(Dataset records)
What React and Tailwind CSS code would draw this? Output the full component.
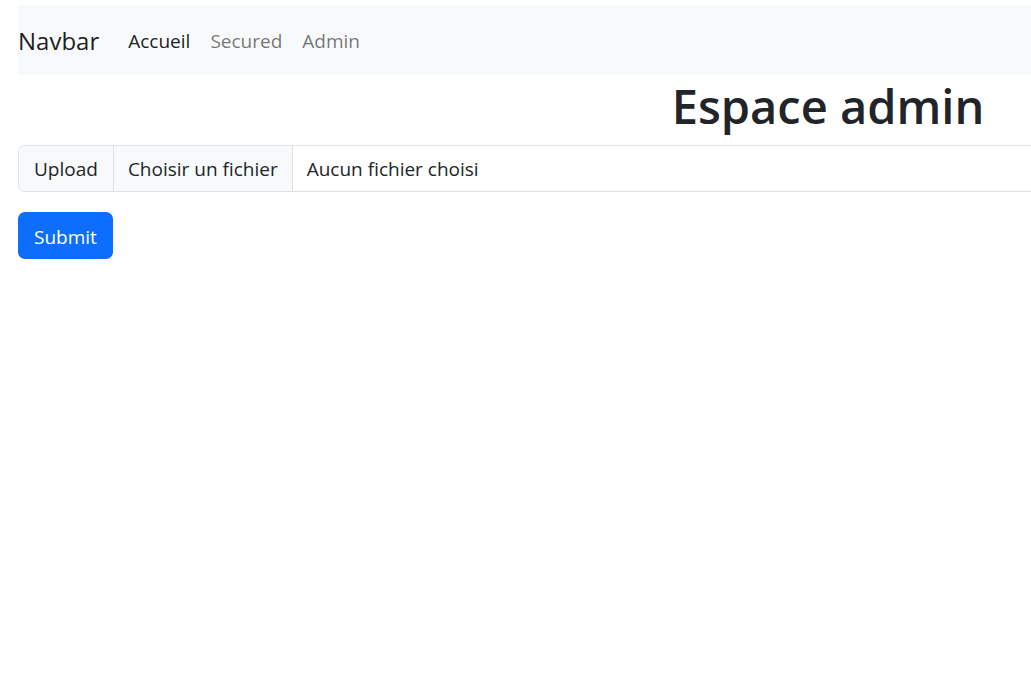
export default function App() {
  return (
    <div className="min-h-screen w-full overflow-hidden bg-white" style={{ fontFamily: '"Open Sans", "Noto Sans", sans-serif' }}>
      <div className="ml-[18px] mt-[5px] w-[1620px] text-[#212529]">
        <nav className="flex h-[70px] items-center bg-[#f8f9fa] pt-[2px]">
          <a className="mr-[19px] text-[24px] leading-none text-black/90">Navbar</a>
          <ul className="flex items-center text-[19px]">
            <li className="px-[10px] text-black/90">Accueil</li>
            <li className="px-[10px] text-black/55">Secured</li>
            <li className="px-[10px] text-black/55">Admin</li>
          </ul>
        </nav>

        <h1 className="mb-[10px] pt-[3px] text-center text-[47px] font-semibold leading-[57px]">Espace admin</h1>

        <form>
          <div className="flex h-[47px] w-full items-stretch rounded-[7px] border border-[#dee2e6] pt-[2px] text-[19px]">
            <label className="-mt-[2px] flex items-center rounded-l-[7px] border-r border-[#dee2e6] bg-[#f8f9fa] px-[15px] pt-[2px]">Upload</label>
            <span className="-mt-[2px] flex items-center border-r border-[#dee2e6] bg-[#f8f9fa] px-[14px] pt-[2px]">Choisir un fichier</span>
            <span className="flex items-center px-[14px]">Aucun fichier choisi</span>
          </div>
          <button type="button" className="mt-[20px] h-[47px] rounded-[7px] bg-[#0d6efd] px-[16px] pt-[3px] text-[19px] text-white">
            Submit
          </button>
        </form>
      </div>
    </div>
  );
}
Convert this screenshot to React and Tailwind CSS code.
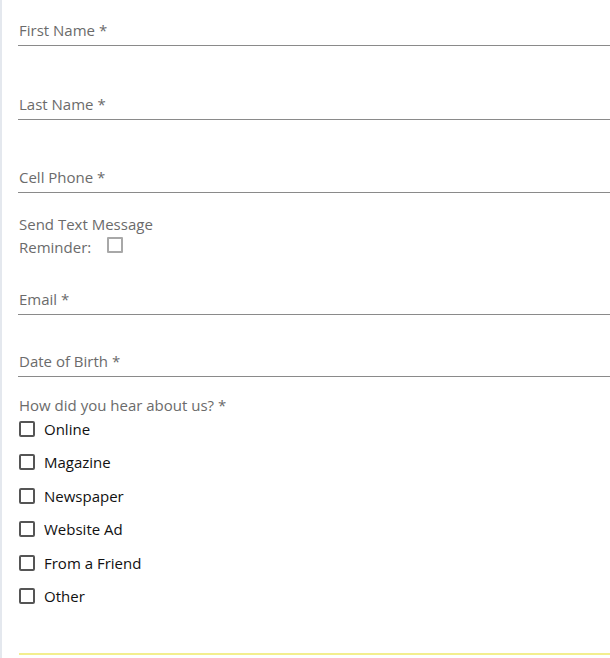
const options = ['Online', 'Magazine', 'Newspaper', 'Website Ad', 'From a Friend', 'Other']

function Field({ label, className }) {
  return (
    <div className={className}>
      <div className="border-b border-[#8a8a8a] pb-[5px] pl-px text-[15px] leading-5 text-[#6b6b6b]">
        {label}
      </div>
    </div>
  )
}

export default function App() {
  return (
    <div className="min-h-screen w-[610px] overflow-hidden bg-white border-l-2 border-[#e4e8ee] pl-4 font-['Open_Sans',sans-serif]">
      <Field label="First Name *" className="pt-5" />
      <Field label="Last Name *" className="mt-12" />
      <Field label="Cell Phone *" className="mt-[47px]" />

      {/* Text reminder */}
      <div className="mt-5 pl-px text-[15px] leading-[23px] text-[#6b6b6b]">
        <div>Send Text Message</div>
        <div className="flex items-center">
          <span>Reminder:</span>
          <span className="ml-[16px] mt-[-6px] inline-block h-4 w-4 border-2 border-[#a8a8a8] rounded-[1px]"></span>
        </div>
      </div>

      <Field label="Email *" className="mt-[30px]" />
      <Field label="Date of Birth *" className="mt-[36px]" />

      {/* How did you hear */}
      <div className="mt-[18px]">
        <div className="pl-px text-[15px] leading-5 text-[#6b6b6b]">How did you hear about us? *</div>
        <div className="mt-[-3px] flex flex-col">
          {options.map((o) => (
            <label key={o} className="flex h-[33.5px] items-center gap-[9px] pl-px">
              <span className="inline-block h-4 w-4 border-2 border-[#555] rounded-[2px]"></span>
              <span className="text-[15px] text-[#111]">{o}</span>
            </label>
          ))}
        </div>
      </div>

      <div className="mt-[40px] ml-px border-b-2 border-[#f3ef8e]"></div>
    </div>
  )
}
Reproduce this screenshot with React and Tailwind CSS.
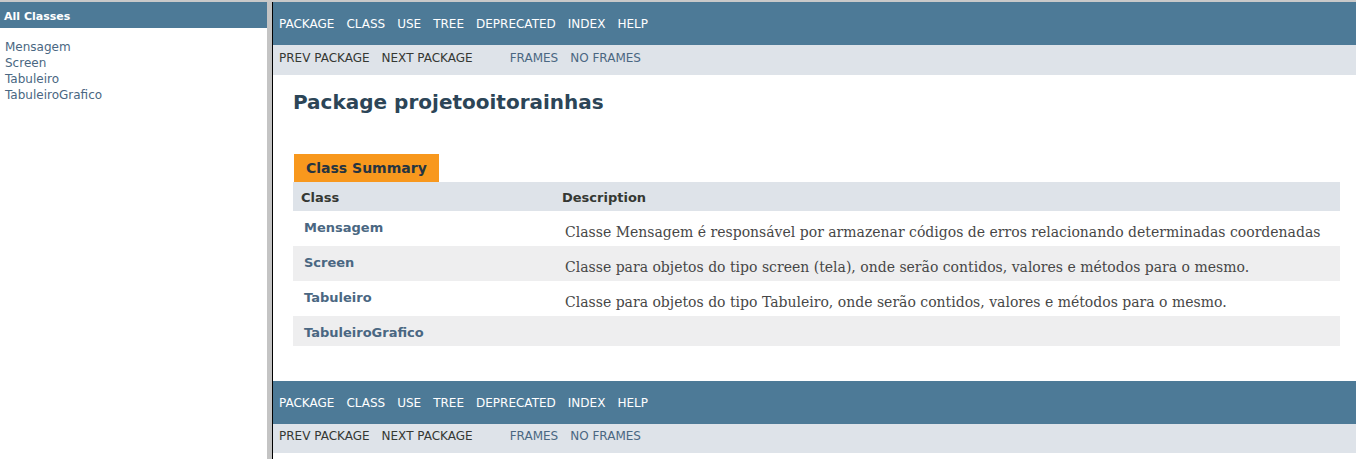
const navItems = ["Package", "Class", "Use", "Tree", "Deprecated", "Index", "Help"];

const classes = [
  {
    name: "Mensagem",
    desc: "Classe Mensagem é responsável por armazenar códigos de erros relacionando determinadas coordenadas",
  },
  {
    name: "Screen",
    desc: "Classe para objetos do tipo screen (tela), onde serão contidos, valores e métodos para o mesmo.",
  },
  {
    name: "Tabuleiro",
    desc: "Classe para objetos do tipo Tabuleiro, onde serão contidos, valores e métodos para o mesmo.",
  },
  { name: "TabuleiroGrafico", desc: null },
];

function TopNav() {
  return (
    <div className="h-[43px] bg-[#4d7a97] pl-[6px] pt-[14px]">
      <ul className="flex gap-[12px] text-[12px] leading-[16px] uppercase text-white">
        {navItems.map((item) => (
          <li key={item}>{item}</li>
        ))}
      </ul>
    </div>
  );
}

function SubNav({ tall }) {
  return (
    <div className={`${tall ? "h-[30px] pt-[5px]" : "h-[29px] pt-[4px]"} bg-[#dee3e9] pl-[6px] flex text-[12px] leading-[16px] uppercase`}>
      <ul className="flex gap-[12px] text-[#353833]">
        <li>Prev Package</li>
        <li>Next Package</li>
      </ul>
      <ul className="flex gap-[12px] ml-[37px] text-[#4a6782]">
        <li>Frames</li>
        <li>No Frames</li>
      </ul>
    </div>
  );
}

export default function App() {
  return (
    <div
      className="w-[1356px] h-[459px] flex border-t-2 border-[#c9c9c9] bg-white overflow-hidden"
      style={{ fontFamily: "'DejaVu Sans', Arial, sans-serif" }}
    >
      {/* left frame: all classes */}
      <div className="w-[272px] shrink-0 border-r-[5px] border-[#c4c4c4] bg-white">
        <h1 className="h-[26px] bg-[#4d7a97] pl-[4px] pt-[8px] text-[11px] leading-[14px] font-bold text-white">
          All Classes
        </h1>
        <ul className="pt-[11px] pl-[5px] text-[12px] leading-[16px] text-[#4a6782]">
          {classes.map((c) => (
            <li key={c.name}>{c.name}</li>
          ))}
        </ul>
      </div>

      {/* right frame */}
      <div className="flex-1 border-l border-black text-[#353833]">
        <TopNav />
        <SubNav tall />

        <div className="pl-[20px] pr-[16px]">
          <h2 className="pt-[15px] text-[20px] leading-[24px] font-bold text-[#2c4557]">
            Package projetooitorainhas
          </h2>

          <div className="mt-[40px] ml-[1px] w-[145px] h-[28px] bg-[#f8981d] pl-[12px] pt-[5px] text-[14px] leading-[18px] font-bold text-[#253441]">
            Class Summary
          </div>

          <div>
            <div className="flex h-[29px] bg-[#dee3e9] pt-[8px] text-[13px] leading-[16px] font-bold">
              <div className="w-[261px] pl-[8px]">Class</div>
              <div className="pl-[8px]">Description</div>
            </div>
            {classes.map((c, i) => (
              <div
                key={c.name}
                className={`flex items-start ${i % 2 === 0 ? "bg-white" : "bg-[#eeeeef]"}`}
              >
                <div className="w-[261px] shrink-0 pl-[11px] pt-[9px] pb-[5px] text-[13px] leading-[16px] font-bold text-[#4a6782]">
                  {c.name}
                </div>
                {c.desc && (
                  <div
                    className="pl-[11px] pt-[12px] pb-[5px] text-[14px] leading-[18px] text-[#474747]"
                    style={{ fontFamily: "'DejaVu Serif', Georgia, serif" }}
                  >
                    {c.desc}
                  </div>
                )}
              </div>
            ))}
          </div>
        </div>

        <div className="mt-[35px]">
          <TopNav />
          <SubNav />
        </div>
      </div>
    </div>
  );
}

REQUIRED TASK:
Repeat the material above in full and unchanged, minus its images.

SOLUTION FOR THIS EXERCISE:
What React and Tailwind CSS code would draw this? Output the full component.
export default function App() {
  return (
    <div className="min-h-screen w-full overflow-hidden bg-white" style={{ fontFamily: '"Open Sans", "Noto Sans", sans-serif' }}>
      <div className="ml-[18px] mt-[5px] w-[1620px] text-[#212529]">
        <nav className="flex h-[70px] items-center bg-[#f8f9fa] pt-[2px]">
          <a className="mr-[19px] text-[24px] leading-none text-black/90">Navbar</a>
          <ul className="flex items-center text-[19px]">
            <li className="px-[10px] text-black/90">Accueil</li>
            <li className="px-[10px] text-black/55">Secured</li>
            <li className="px-[10px] text-black/55">Admin</li>
          </ul>
        </nav>

        <h1 className="mb-[10px] pt-[3px] text-center text-[47px] font-semibold leading-[57px]">Espace admin</h1>

        <form>
          <div className="flex h-[47px] w-full items-stretch rounded-[7px] border border-[#dee2e6] pt-[2px] text-[19px]">
            <label className="-mt-[2px] flex items-center rounded-l-[7px] border-r border-[#dee2e6] bg-[#f8f9fa] px-[15px] pt-[2px]">Upload</label>
            <span className="-mt-[2px] flex items-center border-r border-[#dee2e6] bg-[#f8f9fa] px-[14px] pt-[2px]">Choisir un fichier</span>
            <span className="flex items-center px-[14px]">Aucun fichier choisi</span>
          </div>
          <button type="button" className="mt-[20px] h-[47px] rounded-[7px] bg-[#0d6efd] px-[16px] pt-[3px] text-[19px] text-white">
            Submit
          </button>
        </form>
      </div>
    </div>
  );
}
Convert this screenshot to React and Tailwind CSS code.
const options = ['Online', 'Magazine', 'Newspaper', 'Website Ad', 'From a Friend', 'Other']

function Field({ label, className }) {
  return (
    <div className={className}>
      <div className="border-b border-[#8a8a8a] pb-[5px] pl-px text-[15px] leading-5 text-[#6b6b6b]">
        {label}
      </div>
    </div>
  )
}

export default function App() {
  return (
    <div className="min-h-screen w-[610px] overflow-hidden bg-white border-l-2 border-[#e4e8ee] pl-4 font-['Open_Sans',sans-serif]">
      <Field label="First Name *" className="pt-5" />
      <Field label="Last Name *" className="mt-12" />
      <Field label="Cell Phone *" className="mt-[47px]" />

      {/* Text reminder */}
      <div className="mt-5 pl-px text-[15px] leading-[23px] text-[#6b6b6b]">
        <div>Send Text Message</div>
        <div className="flex items-center">
          <span>Reminder:</span>
          <span className="ml-[16px] mt-[-6px] inline-block h-4 w-4 border-2 border-[#a8a8a8] rounded-[1px]"></span>
        </div>
      </div>

      <Field label="Email *" className="mt-[30px]" />
      <Field label="Date of Birth *" className="mt-[36px]" />

      {/* How did you hear */}
      <div className="mt-[18px]">
        <div className="pl-px text-[15px] leading-5 text-[#6b6b6b]">How did you hear about us? *</div>
        <div className="mt-[-3px] flex flex-col">
          {options.map((o) => (
            <label key={o} className="flex h-[33.5px] items-center gap-[9px] pl-px">
              <span className="inline-block h-4 w-4 border-2 border-[#555] rounded-[2px]"></span>
              <span className="text-[15px] text-[#111]">{o}</span>
            </label>
          ))}
        </div>
      </div>

      <div className="mt-[40px] ml-px border-b-2 border-[#f3ef8e]"></div>
    </div>
  )
}
Reproduce this screenshot with React and Tailwind CSS.
const navItems = ["Package", "Class", "Use", "Tree", "Deprecated", "Index", "Help"];

const classes = [
  {
    name: "Mensagem",
    desc: "Classe Mensagem é responsável por armazenar códigos de erros relacionando determinadas coordenadas",
  },
  {
    name: "Screen",
    desc: "Classe para objetos do tipo screen (tela), onde serão contidos, valores e métodos para o mesmo.",
  },
  {
    name: "Tabuleiro",
    desc: "Classe para objetos do tipo Tabuleiro, onde serão contidos, valores e métodos para o mesmo.",
  },
  { name: "TabuleiroGrafico", desc: null },
];

function TopNav() {
  return (
    <div className="h-[43px] bg-[#4d7a97] pl-[6px] pt-[14px]">
      <ul className="flex gap-[12px] text-[12px] leading-[16px] uppercase text-white">
        {navItems.map((item) => (
          <li key={item}>{item}</li>
        ))}
      </ul>
    </div>
  );
}

function SubNav({ tall }) {
  return (
    <div className={`${tall ? "h-[30px] pt-[5px]" : "h-[29px] pt-[4px]"} bg-[#dee3e9] pl-[6px] flex text-[12px] leading-[16px] uppercase`}>
      <ul className="flex gap-[12px] text-[#353833]">
        <li>Prev Package</li>
        <li>Next Package</li>
      </ul>
      <ul className="flex gap-[12px] ml-[37px] text-[#4a6782]">
        <li>Frames</li>
        <li>No Frames</li>
      </ul>
    </div>
  );
}

export default function App() {
  return (
    <div
      className="w-[1356px] h-[459px] flex border-t-2 border-[#c9c9c9] bg-white overflow-hidden"
      style={{ fontFamily: "'DejaVu Sans', Arial, sans-serif" }}
    >
      {/* left frame: all classes */}
      <div className="w-[272px] shrink-0 border-r-[5px] border-[#c4c4c4] bg-white">
        <h1 className="h-[26px] bg-[#4d7a97] pl-[4px] pt-[8px] text-[11px] leading-[14px] font-bold text-white">
          All Classes
        </h1>
        <ul className="pt-[11px] pl-[5px] text-[12px] leading-[16px] text-[#4a6782]">
          {classes.map((c) => (
            <li key={c.name}>{c.name}</li>
          ))}
        </ul>
      </div>

      {/* right frame */}
      <div className="flex-1 border-l border-black text-[#353833]">
        <TopNav />
        <SubNav tall />

        <div className="pl-[20px] pr-[16px]">
          <h2 className="pt-[15px] text-[20px] leading-[24px] font-bold text-[#2c4557]">
            Package projetooitorainhas
          </h2>

          <div className="mt-[40px] ml-[1px] w-[145px] h-[28px] bg-[#f8981d] pl-[12px] pt-[5px] text-[14px] leading-[18px] font-bold text-[#253441]">
            Class Summary
          </div>

          <div>
            <div className="flex h-[29px] bg-[#dee3e9] pt-[8px] text-[13px] leading-[16px] font-bold">
              <div className="w-[261px] pl-[8px]">Class</div>
              <div className="pl-[8px]">Description</div>
            </div>
            {classes.map((c, i) => (
              <div
                key={c.name}
                className={`flex items-start ${i % 2 === 0 ? "bg-white" : "bg-[#eeeeef]"}`}
              >
                <div className="w-[261px] shrink-0 pl-[11px] pt-[9px] pb-[5px] text-[13px] leading-[16px] font-bold text-[#4a6782]">
                  {c.name}
                </div>
                {c.desc && (
                  <div
                    className="pl-[11px] pt-[12px] pb-[5px] text-[14px] leading-[18px] text-[#474747]"
                    style={{ fontFamily: "'DejaVu Serif', Georgia, serif" }}
                  >
                    {c.desc}
                  </div>
                )}
              </div>
            ))}
          </div>
        </div>

        <div className="mt-[35px]">
          <TopNav />
          <SubNav />
        </div>
      </div>
    </div>
  );
}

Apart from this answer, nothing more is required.